Written request
Report, as a bare number, how many lines of the material below contain the word "React".

Source excerpt
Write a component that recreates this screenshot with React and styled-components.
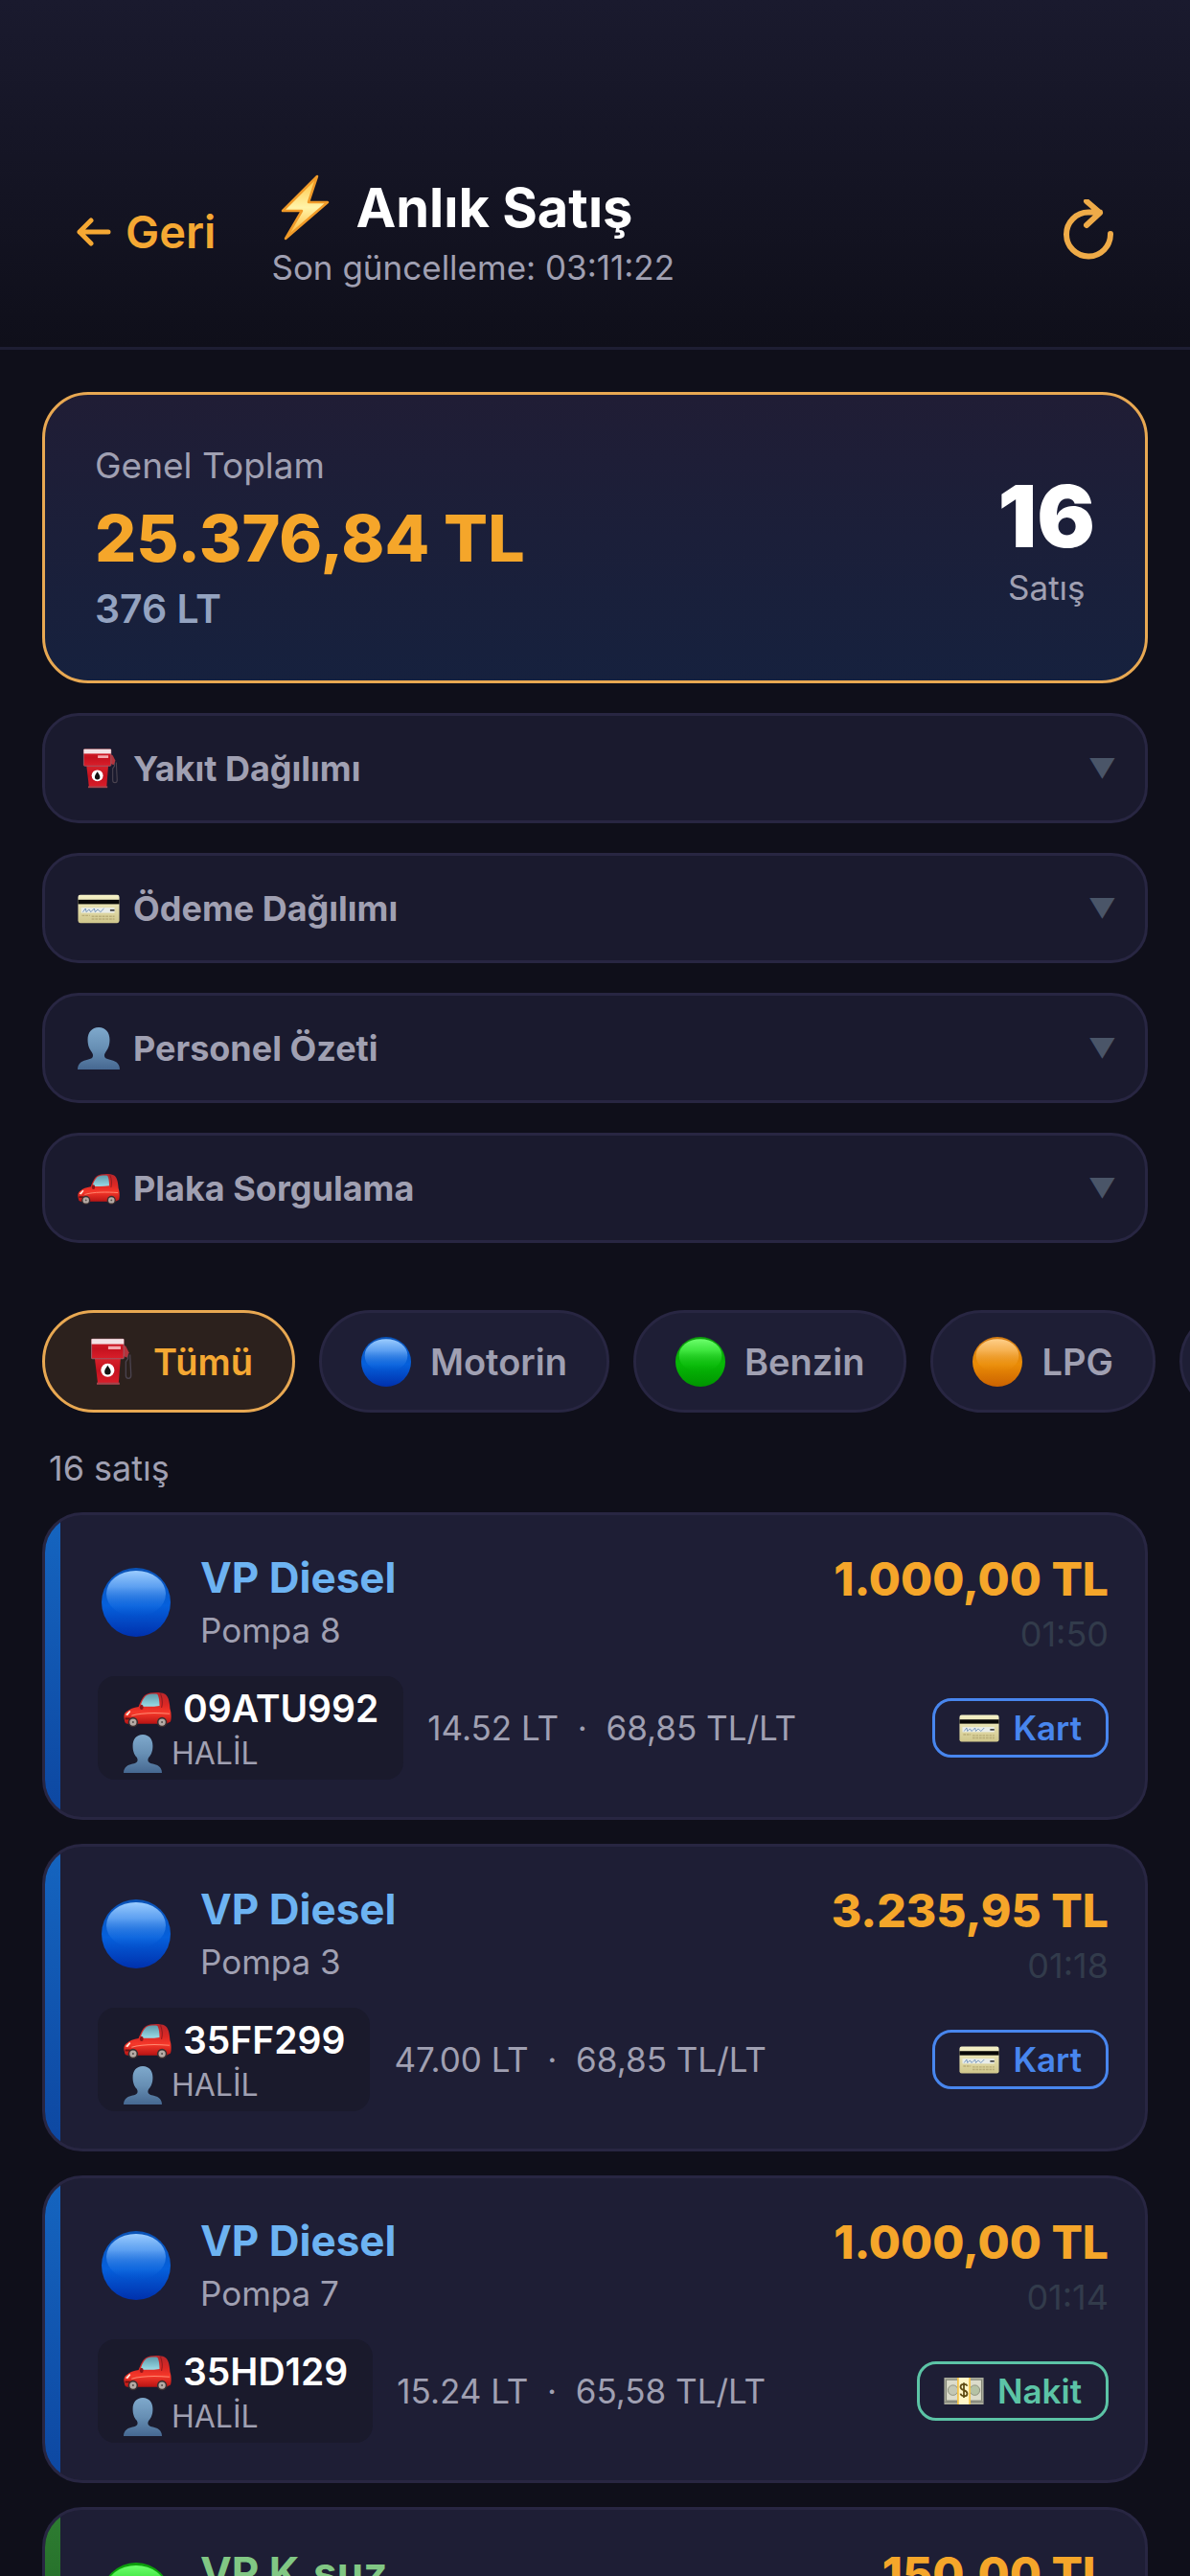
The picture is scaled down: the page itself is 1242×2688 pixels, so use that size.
import React, { useState } from "react";
import styled, { createGlobalStyle } from "styled-components";

const GlobalStyle = createGlobalStyle`
  * {
    box-sizing: border-box;
  }

  body {
    margin: 0;
    background: #0f0f1a;
    font-family: Inter, "Noto Sans", sans-serif;
    -webkit-font-smoothing: antialiased;
  }

  button {
    font-family: inherit;
    cursor: pointer;
  }

  h1, h2, p {
    margin: 0;
  }
`;

const Page = styled.div`
  display: flex;
  flex-direction: column;
  height: 100vh;
  overflow: hidden;
  background: #0f0f1a;
  color: #a0a0b2;
`;

const Header = styled.header`
  display: flex;
  align-items: center;
  gap: 58px;
  padding: 182px 78px 61px 80px;
  border-bottom: 3px solid #1e1e33;
  background: linear-gradient(to bottom, #1a1a2e, #0f0f1a);
`;

const BackButton = styled.button`
  display: flex;
  align-items: center;
  gap: 15px;
  padding: 0;
  border: none;
  background: transparent;
  color: #f5a833;
  font-size: 47px;
  line-height: 60px;
  font-weight: 600;
`;

const TitleBlock = styled.div`
  flex: 1;
`;

const Title = styled.h1`
  display: flex;
  align-items: center;
  gap: 18px;
  margin-bottom: 5px;
  color: #ffffff;
  font-size: 56px;
  line-height: 70px;
  font-weight: 700;
`;

const Subtitle = styled.p`
  font-size: 35px;
  line-height: 44px;
`;

const IconButton = styled.button`
  display: flex;
  padding: 0;
  border: none;
  background: transparent;
`;

const Content = styled.main`
  flex: 1;
  min-height: 0;
  overflow-y: auto;
  padding: 44px 44px 0;
  scrollbar-width: none;
`;

const Stack = styled.div`
  display: flex;
  flex-direction: column;
  gap: 31px;
`;

const SummaryCard = styled.section`
  display: flex;
  align-items: center;
  justify-content: space-between;
  padding: 50px 52px 52px;
  border: 3px solid #e8a852;
  border-radius: 48px;
  background: linear-gradient(to bottom, #201d35, #16213e);
`;

const SummaryLeft = styled.div`
  display: flex;
  flex-direction: column;
  gap: 8px;
`;

const SummaryLabel = styled.p`
  font-size: 37px;
  line-height: 48px;
`;

const SummaryAmount = styled.p`
  color: #f5a62a;
  font-size: 68px;
  line-height: 86px;
  font-weight: 800;
`;

const SummaryLiters = styled.p`
  color: #94a3c0;
  font-size: 41px;
  line-height: 46px;
  font-weight: 600;
`;

const SummaryRight = styled.div`
  padding-top: 6px;
  text-align: center;
`;

const SummaryCount = styled.p`
  color: #ffffff;
  font-size: 90px;
  line-height: 100px;
  font-weight: 900;
`;

const SummaryCountLabel = styled.p`
  font-size: 35px;
  line-height: 48px;
`;

const Section = styled.button`
  display: flex;
  align-items: center;
  gap: 14px;
  width: 100%;
  height: 115px;
  padding: 0 30px 0 34px;
  border: 3px solid #282642;
  border-radius: 38px;
  background: #1a1a2e;
  color: #a0a0b2;
  font-size: 36px;
  font-weight: 700;
  text-align: left;
`;

const SectionTitle = styled.span`
  flex: 1;
`;

const Chevron = styled.span`
  color: #4a5568;
  font-size: 28px;
`;

const Filters = styled.div`
  display: flex;
  gap: 25px;
  margin: 70px -44px 35px 0;
  overflow-x: auto;
  scrollbar-width: none;
`;

const Filter = styled.button`
  display: flex;
  flex-shrink: 0;
  align-items: center;
  gap: 20px;
  height: 107px;
  padding: 0 41px;
  border: 3px solid ${({ $active }) => ($active ? "#e8a852" : "#282642")};
  border-radius: 54px;
  background: ${({ $active }) => ($active ? "#2c211d" : "#1e1e35")};
  color: ${({ $active }) => ($active ? "#f5a833" : "#a0a0b2")};
  font-size: 38px;
  font-weight: 600;
`;

const Count = styled.p`
  margin-bottom: 23px;
  padding-left: 7px;
  font-size: 36px;
  line-height: 46px;
`;

const SaleList = styled.div`
  display: flex;
  flex-direction: column;
  gap: 25px;
`;

const SaleCard = styled.article`
  display: flex;
  overflow: hidden;
  border: 3px solid #282642;
  border-radius: 42px;
  background: #1e1e35;
`;

const Stripe = styled.div`
  flex-shrink: 0;
  width: 16px;
  background: ${({ $colors }) => `linear-gradient(to bottom, ${$colors[0]}, ${$colors[1]})`};
`;

const SaleBody = styled.div`
  flex: 1;
  padding: 39px 38px 39px 39px;
`;

const SaleTop = styled.div`
  display: flex;
  align-items: flex-start;
  justify-content: space-between;
  margin-bottom: 21px;
`;

const Fuel = styled.div`
  display: flex;
  align-items: center;
  gap: 31px;
  padding-left: 4px;
`;

const FuelName = styled.h2`
  margin-bottom: 6px;
  color: ${({ $color }) => $color};
  font-size: 44px;
  line-height: 52px;
  font-weight: 700;
`;

const Pump = styled.p`
  font-size: 35px;
  line-height: 46px;
`;

const Totals = styled.div`
  text-align: right;
`;

const Amount = styled.p`
  margin-bottom: 6px;
  color: #f5a62a;
  font-size: 48px;
  line-height: 56px;
  font-weight: 800;
`;

const Time = styled.p`
  color: #323b4b;
  font-size: 36px;
  line-height: 46px;
`;

const SaleBottom = styled.div`
  display: flex;
  align-items: center;
  gap: 25px;
`;

const PlateBox = styled.div`
  padding: 8px 26px 6px 27px;
  border-radius: 18px;
  background: #1a1a2c;
`;

const Plate = styled.p`
  display: flex;
  align-items: center;
  gap: 12px;
  color: #ffffff;
  font-size: 39px;
  line-height: 52px;
  font-weight: 600;
`;

const Person = styled.p`
  display: flex;
  align-items: center;
  gap: 10px;
  font-size: 32px;
  line-height: 42px;
`;

const Meta = styled.p`
  flex: 1;
  font-size: 35px;
  line-height: 46px;
  white-space: pre;
`;

const Badge = styled.span`
  display: flex;
  align-items: center;
  gap: 14px;
  height: 62px;
  padding: 0 25px;
  border: 3px solid ${({ $color }) => $color};
  border-radius: 20px;
  color: ${({ $color }) => $color};
  font-size: 35px;
  font-weight: 600;
`;

const Drawing = styled.svg`
  display: block;
  flex-shrink: 0;
`;

const HiddenDefs = styled.svg`
  position: absolute;
`;

const Gradient = ({ id, stops }) => (
  <linearGradient id={id} x1="0" y1="0" x2="0" y2="1">
    {stops.map(([offset, color, opacity = 1]) => (
      <stop key={offset} offset={offset} stopColor={color} stopOpacity={opacity} />
    ))}
  </linearGradient>
);

const SharedDefs = () => (
  <HiddenDefs width="0" height="0" aria-hidden="true">
    <defs>
      <Gradient id="ball-blue" stops={[[0, "#0a52b5"], [0.55, "#0560dc"], [1, "#0030ac"]]} />
      <Gradient id="ball-green" stops={[[0, "#0c9c0c"], [0.55, "#06b806"], [1, "#009400"]]} />
      <Gradient id="ball-orange" stops={[[0, "#d07a14"], [0.55, "#ea8c06"], [1, "#cb6200"]]} />
      <Gradient id="shine-blue" stops={[[0, "#9ccdff"], [0.35, "#7ab8ff", 0.75], [1, "#0560dc", 0]]} />
      <Gradient id="shine-green" stops={[[0, "#6dff6d"], [0.35, "#50fa50", 0.75], [1, "#06b806", 0]]} />
      <Gradient id="shine-orange" stops={[[0, "#ffd08a"], [0.35, "#ffc26a", 0.75], [1, "#ea8c06", 0]]} />
      <Gradient id="person" stops={[[0, "#7fa9cc"], [0.5, "#678fb4"], [1, "#466891"]]} />
      <Gradient id="car" stops={[[0, "#b5262b"], [0.4, "#dd2824"], [0.65, "#f6382a"], [1, "#b81414"]]} />
      <Gradient id="glass" stops={[[0, "#5e9bab"], [1, "#9adbe6"]]} />
      <Gradient id="pump" stops={[[0, "#d8222c"], [0.5, "#c5121f"], [1, "#d91e2a"]]} />
      <Gradient id="card" stops={[[0, "#f5f1c8"], [1, "#cfc68b"]]} />
      <Gradient id="bolt" stops={[[0, "#ffc23c"], [0.5, "#fff3a8"], [1, "#ffb22e"]]} />
    </defs>
  </HiddenDefs>
);

const Ball = ({ color, size }) => (
  <Drawing width={size} height={size} viewBox="0 0 72 72" aria-hidden="true">
    <circle cx="36" cy="36" r="36" fill={`url(#ball-${color})`} />
    <ellipse cx="36" cy="27" rx="31" ry="24" fill={`url(#shine-${color})`} />
  </Drawing>
);

const FuelPump = ({ size }) => (
  <Drawing width={size} height={size} viewBox="0 0 48 48" aria-hidden="true">
    <path d="M39 12 l3 3 v6 l-2 3 v13 c0 4 5 4 5 0 l-1 -20" fill="none" stroke="#4b4450" strokeWidth="1.2" />
    <path d="M36 7 l4 2 l3 6 l-2 5 l-4 -2 z" fill="#b5343d" />
    <path d="M10 20 h25 l-2 25 h-20 z" fill="url(#pump)" />
    <rect x="7" y="2" width="31" height="19" rx="1" fill="url(#pump)" stroke="#9c5a66" strokeWidth="1" />
    <rect x="7" y="2" width="31" height="5" fill="#f2e3e6" />
    <rect x="23" y="9" width="12" height="3" fill="#f4a9ae" />
    <path d="M12 45 h22" stroke="#a5444c" strokeWidth="2" />
    <circle cx="22.5" cy="32" r="6.5" fill="#ffffff" />
    <path d="M22.5 27.5 c2 3 3 4.500 3 6 a3 3 0 0 1 -6 0 c0 -1.500 1 -3 3 -6" fill="#141414" />
  </Drawing>
);

const CreditCard = ({ size }) => (
  <Drawing width={size} height={size} viewBox="0 0 48 48" aria-hidden="true">
    <rect x="0.5" y="8.5" width="47" height="32" rx="2.5" fill="url(#card)" />
    <rect x="0.5" y="14" width="47" height="5" fill="#080808" />
    <rect x="4" y="23" width="38" height="6" fill="#e9edea" />
    <path d="M6 28 l3 -4 l1 4 l3 -3 l2 3 l4 -4 l1 4 l3 -3 l3 3 l4 -4" fill="none" stroke="#6c8fb8" strokeWidth="1" />
    <path d="M37 26 h5" stroke="#444444" strokeWidth="2" />
    <path d="M5 32 h9 M16 33 h26 M16 36 h26" stroke="#b9ad78" strokeWidth="1.5" strokeDasharray="3 1" />
  </Drawing>
);

const Silhouette = ({ size }) => (
  <Drawing width={size} height={size} viewBox="0 0 48 48" aria-hidden="true">
    <path
      d="M24 0 c8 0 12.500 6 12.500 14 c0 7 -2 11 -4.500 14 c-1.500 2 -2 4 -1 6 c2 3 9 2.500 13 5.500 c2.500 2 4 4.500 4 8.500 h-48 c0 -4 1.500 -6.500 4 -8.500 c4 -3 11 -2.500 13 -5.500 c1 -2 0.500 -4 -1 -6 c-2.500 -3 -4.500 -7 -4.500 -14 c0 -8 4.500 -14 12.500 -14 z"
      fill="url(#person)"
    />
  </Drawing>
);

const Car = ({ size }) => (
  <Drawing width={size} height={size} viewBox="0 0 48 48" aria-hidden="true">
    <path
      d="M1 36 C0 32 0 29 3 27 C6 24 10 23 15 22 C17 17 19 12 22 10 C26 7 37 7 41 9 C45 11 46 17 46.500 24 C48 28 48 35 47 37 L43 39 H4 C2 39 1 38 1 36 Z"
      fill="url(#car)"
    />
    <path d="M17 21.500 C18 16 21 12 23 10.500 C26 9 32 9 34 9.500 C35.500 12 36 17 36 21 C30 22 23 22 17 21.500 Z" fill="url(#glass)" />
    <path d="M37 9 c2 5 2 10 1 14" fill="none" stroke="#8f1a1e" strokeWidth="1" />
    <path d="M8 31 c10 -3 26 -3 38 -2" fill="none" stroke="#ff8a72" strokeWidth="1" />
    <ellipse cx="18" cy="22.5" rx="1.8" ry="2.5" fill="#8f1518" />
    <path d="M2 30 l4 -4 l1 1 l-3 4 z" fill="#ffe9df" />
    <path d="M1.500 34 h5" stroke="#701010" strokeWidth="2" />
    <circle cx="9.5" cy="37.5" r="5" fill="#3a2f30" />
    <circle cx="9.5" cy="37.5" r="3.5" fill="#b5aaa4" />
    <circle cx="9.5" cy="37.5" r="1" fill="#5a5250" />
    <circle cx="38.5" cy="37.5" r="5" fill="#3a2f30" />
    <circle cx="38.5" cy="37.5" r="3.5" fill="#b5aaa4" />
    <circle cx="38.5" cy="37.5" r="1" fill="#5a5250" />
  </Drawing>
);

const Banknote = ({ size }) => (
  <Drawing width={size} height={size} viewBox="0 0 48 48" aria-hidden="true">
    <rect x="0.5" y="8" width="47" height="32" fill="#a9ab9b" />
    <rect x="3" y="10.5" width="42" height="25" fill="#dcdccb" stroke="#77796b" strokeWidth="1" />
    <circle cx="11" cy="23" r="6" fill="#c3c7b4" stroke="#888c78" strokeWidth="1" />
    <circle cx="37" cy="23" r="6" fill="#b5c2a5" stroke="#888c78" strokeWidth="1" />
    <path d="M1 37 h46" stroke="#787a70" strokeWidth="1" />
    <rect x="16" y="8" width="16" height="32" fill="#f2c34a" />
    <rect x="18" y="8" width="12" height="32" fill="#fff6c8" />
    <path d="M28 18 c-1 -3 -8 -3 -8 1 c0 5 8 3 8 8 c0 4 -7 4 -8 0 M24 14 v18" fill="none" stroke="#5d4a12" strokeWidth="2" />
  </Drawing>
);

const Bolt = () => (
  <Drawing width="70" height="70" viewBox="0 0 70 70" aria-hidden="true">
    <path
      d="M48 2 L12 38 H32 L15 67 L59 29 H39 Z"
      fill="url(#bolt)"
      stroke="#f09a28"
      strokeWidth="2.5"
      strokeLinejoin="round"
    />
  </Drawing>
);

const BackArrow = () => (
  <Drawing width="36" height="36" viewBox="0 0 36 36" aria-hidden="true">
    <path
      d="M33 18 H3 M15 6 L3 18 L15 30"
      fill="none"
      stroke="currentColor"
      strokeWidth="5"
      strokeLinecap="round"
      strokeLinejoin="round"
    />
  </Drawing>
);

const Refresh = () => (
  <Drawing width="56" height="68" viewBox="0 0 56 68" aria-hidden="true">
    <path
      d="M51 36 A23 23 0 1 1 28 13.500 H40 M26 2 L40 14 L26 27"
      fill="none"
      stroke="#efab48"
      strokeWidth="6"
      strokeLinecap="round"
      strokeLinejoin="round"
    />
  </Drawing>
);

const BLUE = { ball: "blue", text: "#6db3f2", stripe: ["#1565c0", "#0d47a1"] };
const GREEN = { ball: "green", text: "#81c784", stripe: ["#2e7d32", "#1b5e20"] };

const sections = [
  { title: "Yakıt Dağılımı", icon: FuelPump },
  { title: "Ödeme Dağılımı", icon: CreditCard },
  { title: "Personel Özeti", icon: Silhouette },
  { title: "Plaka Sorgulama", icon: Car },
];

const filters = [
  { label: "Tümü" },
  { label: "Motorin", ball: "blue" },
  { label: "Benzin", ball: "green" },
  { label: "LPG", ball: "orange" },
  { label: "Diğer", ball: "blue" },
];

const payments = {
  Kart: { color: "#4886ee", icon: CreditCard },
  Nakit: { color: "#5cc4a6", icon: Banknote },
};

const sales = [
  { fuel: "VP Diesel", theme: BLUE, pump: "Pompa 8", total: "1.000,00 TL", time: "01:50", plate: "09ATU992", person: "HALİL", liters: "14.52 LT", price: "68,85 TL/LT", payment: "Kart" },
  { fuel: "VP Diesel", theme: BLUE, pump: "Pompa 3", total: "3.235,95 TL", time: "01:18", plate: "35FF299", person: "HALİL", liters: "47.00 LT", price: "68,85 TL/LT", payment: "Kart" },
  { fuel: "VP Diesel", theme: BLUE, pump: "Pompa 7", total: "1.000,00 TL", time: "01:14", plate: "35HD129", person: "HALİL", liters: "15.24 LT", price: "65,58 TL/LT", payment: "Nakit" },
  { fuel: "VP K.suz", theme: GREEN, total: "150,00 TL" },
];

const PaymentBadge = ({ type }) => {
  const { color, icon: Icon } = payments[type];
  return (
    <Badge $color={color}>
      <Icon size={42} />
      {type}
    </Badge>
  );
};

const Sale = ({ sale }) => (
  <SaleCard>
    <Stripe $colors={sale.theme.stripe} />
    <SaleBody>
      <SaleTop>
        <Fuel>
          <Ball color={sale.theme.ball} size={72} />
          <div>
            <FuelName $color={sale.theme.text}>{sale.fuel}</FuelName>
            <Pump>{sale.pump || "\u00a0"}</Pump>
          </div>
        </Fuel>
        <Totals>
          <Amount>{sale.total}</Amount>
          <Time>{sale.time}</Time>
        </Totals>
      </SaleTop>
      {sale.plate && (
        <SaleBottom>
          <PlateBox>
            <Plate>
              <Car size={50} />
              {sale.plate}
            </Plate>
            <Person>
              <Silhouette size={40} />
              {sale.person}
            </Person>
          </PlateBox>
          <Meta>{`${sale.liters}  ·  ${sale.price}`}</Meta>
          <PaymentBadge type={sale.payment} />
        </SaleBottom>
      )}
    </SaleBody>
  </SaleCard>
);

const App = () => {
  const [filter, setFilter] = useState("Tümü");

  return (
    <Page lang="tr">
      <GlobalStyle />
      <SharedDefs />
      <Header>
        <BackButton type="button">
          <BackArrow />
          Geri
        </BackButton>
        <TitleBlock>
          <Title>
            <Bolt />
            Anlık Satış
          </Title>
          <Subtitle>Son güncelleme: 03:11:22</Subtitle>
        </TitleBlock>
        <IconButton type="button" aria-label="Yenile">
          <Refresh />
        </IconButton>
      </Header>

      <Content>
        <Stack>
          <SummaryCard>
            <SummaryLeft>
              <SummaryLabel>Genel Toplam</SummaryLabel>
              <SummaryAmount>25.376,84 TL</SummaryAmount>
              <SummaryLiters>376 LT</SummaryLiters>
            </SummaryLeft>
            <SummaryRight>
              <SummaryCount>16</SummaryCount>
              <SummaryCountLabel>Satış</SummaryCountLabel>
            </SummaryRight>
          </SummaryCard>

          {sections.map(({ title, icon: Icon }) => (
            <Section key={title} type="button" aria-expanded="false">
              <Icon size={44} />
              <SectionTitle>{title}</SectionTitle>
              <Chevron>▼</Chevron>
            </Section>
          ))}
        </Stack>

        <Filters>
          {filters.map(({ label, ball }) => (
            <Filter
              key={label}
              type="button"
              $active={filter === label}
              onClick={() => setFilter(label)}
            >
              {ball ? <Ball color={ball} size={52} /> : <FuelPump size={52} />}
              {label}
            </Filter>
          ))}
        </Filters>

        <Count>16 satış</Count>

        <SaleList>
          {sales.map((sale, index) => (
            <Sale key={index} sale={sale} />
          ))}
        </SaleList>
      </Content>
    </Page>
  );
};

export default App;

The completed task
2